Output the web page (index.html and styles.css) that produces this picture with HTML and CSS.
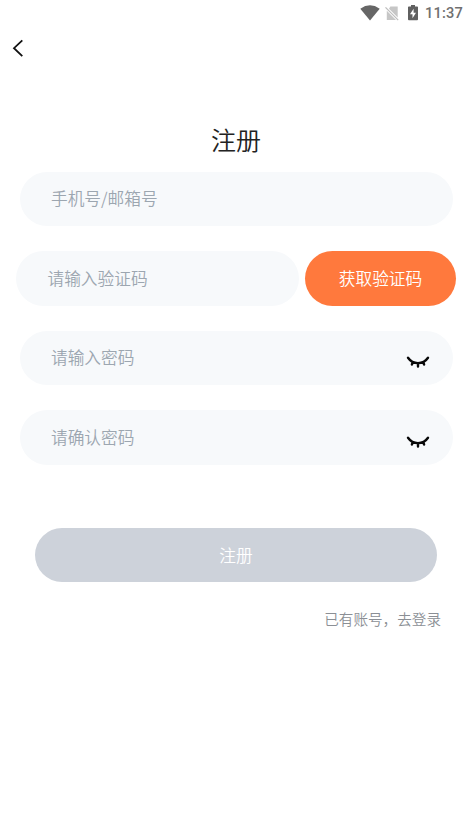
FILE: index.html
```html
<!DOCTYPE html>
<html lang="zh-CN">
<head>
<meta charset="utf-8">
<title>注册</title>
<link rel="stylesheet" href="styles.css">
</head>
<body>
<header class="status">
  <svg class="wifi" width="20" height="16" viewBox="0 0 20 16"><path d="M.3 3.7Q10-3 19.7 3.7L10 15.6Z" fill="#666"/></svg>
  <svg class="sim" width="14" height="15" viewBox="0 0 14 15"><path d="M5.3 .5h7.4v11L4 2.7ZM1.8 4.8 11 14H1.8Z" fill="#c6c6c6"/><path d="m.5 1.3 12.7 12.8" stroke="#bcbcbc" stroke-width="1.2"/></svg>
  <svg class="battery" width="10" height="16" viewBox="0 0 10 16"><path d="M3 0h4v1.5h2.2q.8 0 .8.8v12q0 1-.9 1H.9q-.9 0-.9-1v-12q0-.8.8-.8H3Z" fill="#606060"/><path d="M5.6 3.8 2 9.2h2.5v4L8 7.8H5.6Z" fill="#fff"/></svg>
  <span class="time">11:37</span>
</header>
<nav class="nav">
  <svg width="12" height="18" viewBox="0 0 12 18" fill="none" stroke="#111" stroke-width="1.8"><path d="M10.3 1.3 2 9.2l8.3 7.9"/></svg>
</nav>
<main>
  <h1 class="title">注册</h1>
  <div class="fields">
    <div class="field"><span>手机号/邮箱号</span></div>
    <div class="code-row">
      <div class="field"><span>请输入验证码</span></div>
      <button class="code-button">获取验证码</button>
    </div>
    <div class="field"><span>请输入密码</span>
      <svg class="eye" width="24" height="13" viewBox="0 0 24 13"><path d="M2 2.7C7 9.9 17 9.9 22 2.7M6.7 7.3 5.9 9.5M12 8.3v3.2M17.3 7.3l.8 2.2" fill="none" stroke="#080808" stroke-width="2.4" stroke-linecap="round"/></svg>
    </div>
    <div class="field"><span>请确认密码</span>
      <svg class="eye" width="24" height="13" viewBox="0 0 24 13"><path d="M2 2.7C7 9.9 17 9.9 22 2.7M6.7 7.3 5.9 9.5M12 8.3v3.2M17.3 7.3l.8 2.2" fill="none" stroke="#080808" stroke-width="2.4" stroke-linecap="round"/></svg>
    </div>
  </div>
  <button class="submit">注册</button>
  <a class="login">已有账号，去登录</a>
</main>
</body>
</html>
```
FILE: styles.css
```css
* { box-sizing: border-box; }
body {
  margin: 0;
  min-height: 839px;
  background: #fff;
  font-family: "Noto Sans CJK SC", sans-serif;
  font-size: 16.7px;
  font-weight: 350;
}
.status {
  height: 26px;
  padding-right: 8px;
  display: flex;
  align-items: center;
  justify-content: flex-end;
}
.wifi { margin-right: 5px; }
.sim { margin-right: 9px; }
.battery { margin-right: 7px; }
.time {
  font: 500 14.6px/26px Roboto, sans-serif;
  letter-spacing: 0.2px;
  color: #707070;
}
.nav {
  height: 44px;
  padding-left: 12px;
  display: flex;
  align-items: center;
}
.nav svg { display: block; }
main { display: flex; flex-direction: column; padding-top: 51px; }
.title {
  margin: 0 0 14.5px;
  padding-left: 1px;
  font-size: 25px;
  line-height: 36px;
  font-weight: 350;
  color: #222;
  text-align: center;
}
.fields {
  display: flex;
  flex-direction: column;
  gap: 25px;
  padding: 0 18.5px 0 19.5px;
}
.field {
  height: 54.6px;
  padding: 0 23px 0 31.5px;
  display: flex;
  align-items: center;
  justify-content: space-between;
  border-radius: 28px;
  background: #f7f9fb;
  color: #9ca6b0;
}
.field span { padding-bottom: 1px; }
.code-row { display: flex; gap: 6px; margin: 0 -3.5px; }
.code-row .field { flex: 1; }
button {
  border: 0;
  padding: 0;
  height: 54.6px;
  border-radius: 28px;
  color: #fff;
  font: inherit;
}
.code-button { width: 151px; background: #ff793d; }
.eye { margin-top: 7px; }
.submit { margin: 63px 34px 0 35px; background: #cdd2da; }
.login {
  align-self: flex-end;
  margin: 26px 30px 0 0;
  font-size: 14.6px;
  line-height: 22px;
  color: #8b8f95;
}
```
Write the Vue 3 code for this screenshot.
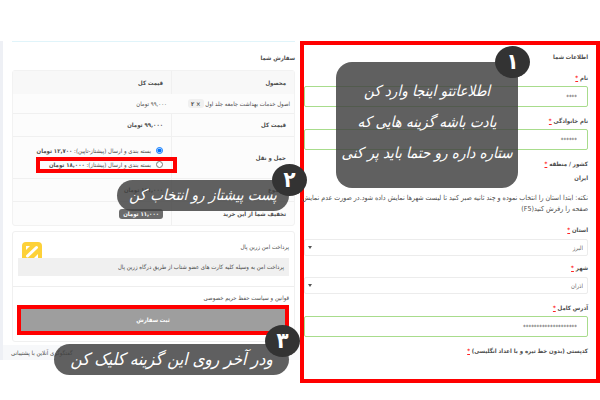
☆ ☆ ☆ ☆ ☆
§ What the task asks
Using the records above, gather all lines where the string "this" is present.

§ Written solution
Output the web page (index.html and styles.css) that produces this picture with HTML and CSS.
Write the Vue 3 code for this screenshot.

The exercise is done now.